#### Dataset extract

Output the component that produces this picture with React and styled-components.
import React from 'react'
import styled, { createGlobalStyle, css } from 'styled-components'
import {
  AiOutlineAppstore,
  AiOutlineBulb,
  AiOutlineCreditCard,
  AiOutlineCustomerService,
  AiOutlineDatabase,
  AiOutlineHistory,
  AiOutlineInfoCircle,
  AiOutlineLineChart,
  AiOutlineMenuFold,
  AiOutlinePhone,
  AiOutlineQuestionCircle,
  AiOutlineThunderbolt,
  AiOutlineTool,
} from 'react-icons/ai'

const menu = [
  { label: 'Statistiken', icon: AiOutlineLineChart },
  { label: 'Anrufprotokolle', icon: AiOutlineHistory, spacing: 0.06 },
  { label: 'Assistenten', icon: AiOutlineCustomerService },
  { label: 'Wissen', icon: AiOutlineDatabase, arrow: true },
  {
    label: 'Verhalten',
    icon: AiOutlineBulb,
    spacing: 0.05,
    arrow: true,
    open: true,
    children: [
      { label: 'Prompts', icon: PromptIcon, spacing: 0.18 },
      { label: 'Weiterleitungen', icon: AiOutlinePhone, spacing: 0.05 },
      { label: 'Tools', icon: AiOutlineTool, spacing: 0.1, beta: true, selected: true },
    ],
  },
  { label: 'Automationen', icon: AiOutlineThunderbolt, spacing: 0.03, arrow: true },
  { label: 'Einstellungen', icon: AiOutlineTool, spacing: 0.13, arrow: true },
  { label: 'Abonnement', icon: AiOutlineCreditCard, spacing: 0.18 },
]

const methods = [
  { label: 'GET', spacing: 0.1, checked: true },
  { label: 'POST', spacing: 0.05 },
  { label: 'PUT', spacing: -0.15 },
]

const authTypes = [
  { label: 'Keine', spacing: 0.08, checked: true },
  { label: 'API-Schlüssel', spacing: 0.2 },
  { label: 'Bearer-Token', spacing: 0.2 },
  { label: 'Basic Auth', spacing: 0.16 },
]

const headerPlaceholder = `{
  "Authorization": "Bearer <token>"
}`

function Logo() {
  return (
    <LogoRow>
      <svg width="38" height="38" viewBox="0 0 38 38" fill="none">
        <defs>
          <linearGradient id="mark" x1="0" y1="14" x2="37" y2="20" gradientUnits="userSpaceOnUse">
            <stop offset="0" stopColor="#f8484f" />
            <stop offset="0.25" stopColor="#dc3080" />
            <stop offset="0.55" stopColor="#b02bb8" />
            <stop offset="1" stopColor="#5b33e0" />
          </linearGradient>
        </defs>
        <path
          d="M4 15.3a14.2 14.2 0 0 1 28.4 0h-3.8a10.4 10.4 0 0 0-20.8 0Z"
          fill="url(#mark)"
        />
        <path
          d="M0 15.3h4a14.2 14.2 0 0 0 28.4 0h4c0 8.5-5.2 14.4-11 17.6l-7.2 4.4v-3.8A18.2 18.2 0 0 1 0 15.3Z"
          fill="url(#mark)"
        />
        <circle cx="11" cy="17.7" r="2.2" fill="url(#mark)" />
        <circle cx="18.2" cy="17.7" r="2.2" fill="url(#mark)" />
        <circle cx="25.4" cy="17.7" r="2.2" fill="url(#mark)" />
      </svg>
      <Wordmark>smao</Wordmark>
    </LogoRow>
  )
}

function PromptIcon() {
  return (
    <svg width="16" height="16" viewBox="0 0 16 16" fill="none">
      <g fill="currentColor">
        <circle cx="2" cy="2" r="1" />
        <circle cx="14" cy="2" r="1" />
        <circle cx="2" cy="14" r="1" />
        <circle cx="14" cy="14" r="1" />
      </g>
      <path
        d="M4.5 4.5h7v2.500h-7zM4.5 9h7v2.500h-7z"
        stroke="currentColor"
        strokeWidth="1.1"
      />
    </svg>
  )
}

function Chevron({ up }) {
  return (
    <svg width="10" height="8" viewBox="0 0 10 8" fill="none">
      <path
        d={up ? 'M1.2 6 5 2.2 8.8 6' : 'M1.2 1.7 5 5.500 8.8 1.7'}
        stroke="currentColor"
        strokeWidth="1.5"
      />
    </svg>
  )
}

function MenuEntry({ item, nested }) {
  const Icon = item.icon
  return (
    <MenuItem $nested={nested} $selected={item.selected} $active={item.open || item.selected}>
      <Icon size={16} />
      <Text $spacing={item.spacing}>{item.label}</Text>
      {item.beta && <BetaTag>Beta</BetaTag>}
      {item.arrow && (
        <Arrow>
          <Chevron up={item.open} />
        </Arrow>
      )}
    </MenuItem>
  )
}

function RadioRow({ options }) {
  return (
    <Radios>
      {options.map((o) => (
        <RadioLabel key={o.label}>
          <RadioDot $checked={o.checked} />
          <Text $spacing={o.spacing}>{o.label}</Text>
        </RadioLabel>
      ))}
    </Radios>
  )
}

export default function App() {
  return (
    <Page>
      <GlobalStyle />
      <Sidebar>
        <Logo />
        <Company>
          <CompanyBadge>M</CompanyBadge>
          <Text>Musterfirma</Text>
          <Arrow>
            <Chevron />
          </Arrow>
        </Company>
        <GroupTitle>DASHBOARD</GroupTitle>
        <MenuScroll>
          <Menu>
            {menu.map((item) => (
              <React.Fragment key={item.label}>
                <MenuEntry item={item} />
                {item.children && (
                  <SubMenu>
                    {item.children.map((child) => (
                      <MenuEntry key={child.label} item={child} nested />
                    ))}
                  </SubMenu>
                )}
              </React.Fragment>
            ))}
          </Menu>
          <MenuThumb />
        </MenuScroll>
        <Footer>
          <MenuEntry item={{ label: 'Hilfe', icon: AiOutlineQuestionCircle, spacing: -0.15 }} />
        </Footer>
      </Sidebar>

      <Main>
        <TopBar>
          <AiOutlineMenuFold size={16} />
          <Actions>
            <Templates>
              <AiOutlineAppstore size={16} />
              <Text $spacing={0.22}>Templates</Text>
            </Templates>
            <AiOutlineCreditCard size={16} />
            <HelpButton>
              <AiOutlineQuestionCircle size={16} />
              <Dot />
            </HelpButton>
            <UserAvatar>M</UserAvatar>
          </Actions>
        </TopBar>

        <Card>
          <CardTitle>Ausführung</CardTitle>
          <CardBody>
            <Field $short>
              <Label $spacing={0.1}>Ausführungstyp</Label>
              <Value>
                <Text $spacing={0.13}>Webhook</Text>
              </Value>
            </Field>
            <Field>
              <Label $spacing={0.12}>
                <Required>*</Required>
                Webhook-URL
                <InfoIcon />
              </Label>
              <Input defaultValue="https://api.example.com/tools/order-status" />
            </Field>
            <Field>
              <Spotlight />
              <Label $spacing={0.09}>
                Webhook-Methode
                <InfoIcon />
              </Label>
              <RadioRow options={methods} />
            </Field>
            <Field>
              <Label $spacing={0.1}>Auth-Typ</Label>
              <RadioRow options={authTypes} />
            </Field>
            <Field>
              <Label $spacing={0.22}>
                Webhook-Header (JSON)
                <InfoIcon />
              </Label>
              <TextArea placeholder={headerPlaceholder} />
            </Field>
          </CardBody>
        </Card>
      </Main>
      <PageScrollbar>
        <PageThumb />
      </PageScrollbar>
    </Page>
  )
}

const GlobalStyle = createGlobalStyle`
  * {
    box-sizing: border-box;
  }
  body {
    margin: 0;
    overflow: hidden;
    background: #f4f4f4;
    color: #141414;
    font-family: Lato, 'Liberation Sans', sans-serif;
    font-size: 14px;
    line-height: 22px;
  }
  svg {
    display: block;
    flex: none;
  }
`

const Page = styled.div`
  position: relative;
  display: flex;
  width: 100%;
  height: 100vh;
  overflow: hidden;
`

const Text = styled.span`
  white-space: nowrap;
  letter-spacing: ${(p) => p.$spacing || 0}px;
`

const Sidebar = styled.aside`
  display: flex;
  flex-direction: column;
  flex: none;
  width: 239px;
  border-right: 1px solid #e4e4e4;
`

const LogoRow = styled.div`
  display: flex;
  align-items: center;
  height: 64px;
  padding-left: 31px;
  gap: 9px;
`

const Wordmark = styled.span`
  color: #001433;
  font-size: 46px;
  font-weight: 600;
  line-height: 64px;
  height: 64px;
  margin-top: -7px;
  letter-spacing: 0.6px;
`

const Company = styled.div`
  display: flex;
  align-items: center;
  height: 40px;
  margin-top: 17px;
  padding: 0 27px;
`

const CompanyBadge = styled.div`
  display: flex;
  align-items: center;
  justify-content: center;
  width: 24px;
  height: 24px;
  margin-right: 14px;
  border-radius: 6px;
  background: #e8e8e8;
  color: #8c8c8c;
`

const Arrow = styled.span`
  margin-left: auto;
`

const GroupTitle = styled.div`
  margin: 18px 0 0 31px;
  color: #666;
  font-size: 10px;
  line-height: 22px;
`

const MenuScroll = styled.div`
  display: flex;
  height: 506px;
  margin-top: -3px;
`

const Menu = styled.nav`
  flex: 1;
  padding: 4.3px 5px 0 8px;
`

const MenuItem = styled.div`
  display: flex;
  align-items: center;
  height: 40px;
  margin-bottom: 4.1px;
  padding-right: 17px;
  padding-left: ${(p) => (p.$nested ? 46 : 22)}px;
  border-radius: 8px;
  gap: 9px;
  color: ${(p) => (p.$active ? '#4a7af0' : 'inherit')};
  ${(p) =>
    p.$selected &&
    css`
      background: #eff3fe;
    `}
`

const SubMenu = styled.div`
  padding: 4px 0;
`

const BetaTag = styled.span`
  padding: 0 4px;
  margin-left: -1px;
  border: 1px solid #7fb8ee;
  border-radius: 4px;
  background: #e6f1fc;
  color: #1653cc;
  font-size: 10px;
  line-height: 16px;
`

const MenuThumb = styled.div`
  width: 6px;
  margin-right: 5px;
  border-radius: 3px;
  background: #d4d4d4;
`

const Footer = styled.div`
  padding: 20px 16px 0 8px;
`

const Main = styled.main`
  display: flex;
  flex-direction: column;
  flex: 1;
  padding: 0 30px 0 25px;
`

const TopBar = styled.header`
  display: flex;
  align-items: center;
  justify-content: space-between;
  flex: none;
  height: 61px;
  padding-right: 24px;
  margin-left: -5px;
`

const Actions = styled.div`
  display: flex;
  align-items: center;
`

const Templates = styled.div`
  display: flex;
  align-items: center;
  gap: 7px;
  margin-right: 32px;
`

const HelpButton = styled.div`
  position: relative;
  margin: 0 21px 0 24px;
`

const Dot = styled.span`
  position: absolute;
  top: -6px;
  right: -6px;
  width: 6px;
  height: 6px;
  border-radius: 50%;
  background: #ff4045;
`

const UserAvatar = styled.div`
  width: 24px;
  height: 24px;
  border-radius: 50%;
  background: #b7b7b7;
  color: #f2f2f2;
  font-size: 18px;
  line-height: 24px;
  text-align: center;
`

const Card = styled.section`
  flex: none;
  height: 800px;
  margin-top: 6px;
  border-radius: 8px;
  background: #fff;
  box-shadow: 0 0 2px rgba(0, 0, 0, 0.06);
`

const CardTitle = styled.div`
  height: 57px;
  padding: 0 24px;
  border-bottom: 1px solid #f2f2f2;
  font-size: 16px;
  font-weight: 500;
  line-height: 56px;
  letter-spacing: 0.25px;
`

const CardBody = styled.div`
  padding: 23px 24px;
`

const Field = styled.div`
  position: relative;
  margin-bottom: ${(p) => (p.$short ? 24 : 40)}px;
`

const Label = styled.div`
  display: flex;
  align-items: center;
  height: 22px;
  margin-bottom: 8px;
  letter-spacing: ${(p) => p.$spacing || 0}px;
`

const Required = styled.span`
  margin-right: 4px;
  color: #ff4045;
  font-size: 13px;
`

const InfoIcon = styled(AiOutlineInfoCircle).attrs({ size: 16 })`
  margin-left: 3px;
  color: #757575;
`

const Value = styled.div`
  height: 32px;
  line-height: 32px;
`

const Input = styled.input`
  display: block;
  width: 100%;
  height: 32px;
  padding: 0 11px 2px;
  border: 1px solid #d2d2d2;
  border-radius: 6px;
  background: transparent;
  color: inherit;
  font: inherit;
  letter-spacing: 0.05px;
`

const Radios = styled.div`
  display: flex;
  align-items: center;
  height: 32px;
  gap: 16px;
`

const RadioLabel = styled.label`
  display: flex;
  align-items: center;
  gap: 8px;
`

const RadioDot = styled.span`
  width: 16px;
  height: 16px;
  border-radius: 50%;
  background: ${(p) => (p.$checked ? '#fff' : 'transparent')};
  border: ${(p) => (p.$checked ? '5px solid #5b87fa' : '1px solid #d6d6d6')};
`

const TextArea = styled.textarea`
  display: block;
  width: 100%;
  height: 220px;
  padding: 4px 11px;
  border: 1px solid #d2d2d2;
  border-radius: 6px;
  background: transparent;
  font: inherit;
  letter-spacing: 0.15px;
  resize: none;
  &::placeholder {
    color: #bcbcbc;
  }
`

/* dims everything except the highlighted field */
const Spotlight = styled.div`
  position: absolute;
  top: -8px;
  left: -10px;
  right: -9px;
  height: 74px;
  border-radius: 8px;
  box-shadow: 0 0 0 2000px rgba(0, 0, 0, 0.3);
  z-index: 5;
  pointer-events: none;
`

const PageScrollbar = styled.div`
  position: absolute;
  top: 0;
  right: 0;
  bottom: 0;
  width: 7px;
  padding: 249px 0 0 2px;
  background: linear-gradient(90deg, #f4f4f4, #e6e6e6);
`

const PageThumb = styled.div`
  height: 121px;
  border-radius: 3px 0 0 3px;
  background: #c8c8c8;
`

########

## What the task asks
Search the data for the string "components" and copy each line where it appears.

## Solution to this exercise
Output the component that produces this picture with React and styled-components.
import styled, { createGlobalStyle, css } from 'styled-components'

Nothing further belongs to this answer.